PROBLEM TO WORK ON ->
Give an exact copy of every line, leaving images out.

(Records with interface code)
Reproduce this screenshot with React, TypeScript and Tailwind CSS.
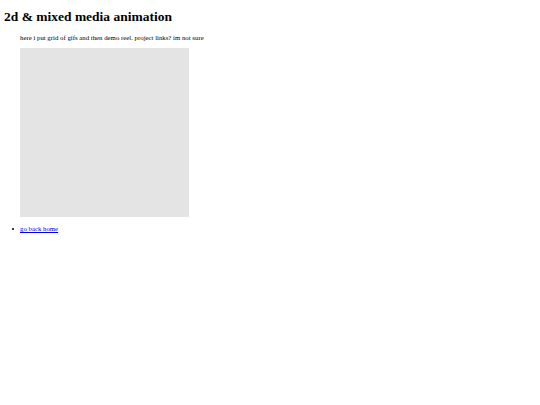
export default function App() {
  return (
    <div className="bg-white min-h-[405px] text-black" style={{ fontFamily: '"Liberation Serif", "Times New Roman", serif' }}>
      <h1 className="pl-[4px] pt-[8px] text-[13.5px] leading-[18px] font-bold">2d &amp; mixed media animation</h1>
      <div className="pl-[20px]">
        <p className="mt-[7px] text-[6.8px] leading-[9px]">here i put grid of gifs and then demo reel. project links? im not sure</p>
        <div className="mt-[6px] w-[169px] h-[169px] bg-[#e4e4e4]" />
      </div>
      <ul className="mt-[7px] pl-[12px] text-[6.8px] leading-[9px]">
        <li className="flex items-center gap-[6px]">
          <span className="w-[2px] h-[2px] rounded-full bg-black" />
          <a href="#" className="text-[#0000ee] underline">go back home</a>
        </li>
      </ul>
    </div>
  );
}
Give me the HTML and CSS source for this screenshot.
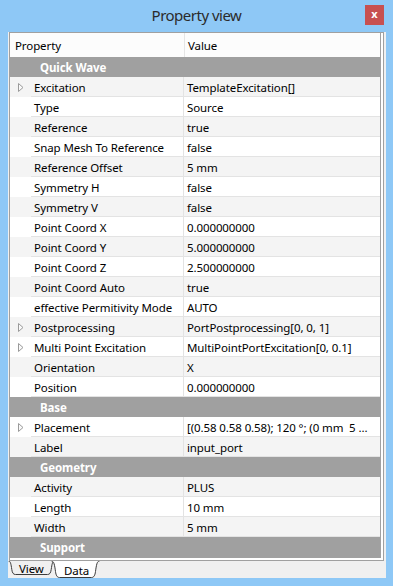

TASK RESULT ->
Reproduce this screenshot with React, TypeScript and Tailwind CSS.
export default function App() {
  return (
    <div className="bg-white min-h-[405px] text-black" style={{ fontFamily: '"Liberation Serif", "Times New Roman", serif' }}>
      <h1 className="pl-[4px] pt-[8px] text-[13.5px] leading-[18px] font-bold">2d &amp; mixed media animation</h1>
      <div className="pl-[20px]">
        <p className="mt-[7px] text-[6.8px] leading-[9px]">here i put grid of gifs and then demo reel. project links? im not sure</p>
        <div className="mt-[6px] w-[169px] h-[169px] bg-[#e4e4e4]" />
      </div>
      <ul className="mt-[7px] pl-[12px] text-[6.8px] leading-[9px]">
        <li className="flex items-center gap-[6px]">
          <span className="w-[2px] h-[2px] rounded-full bg-black" />
          <a href="#" className="text-[#0000ee] underline">go back home</a>
        </li>
      </ul>
    </div>
  );
}
Give me the HTML and CSS source for this screenshot.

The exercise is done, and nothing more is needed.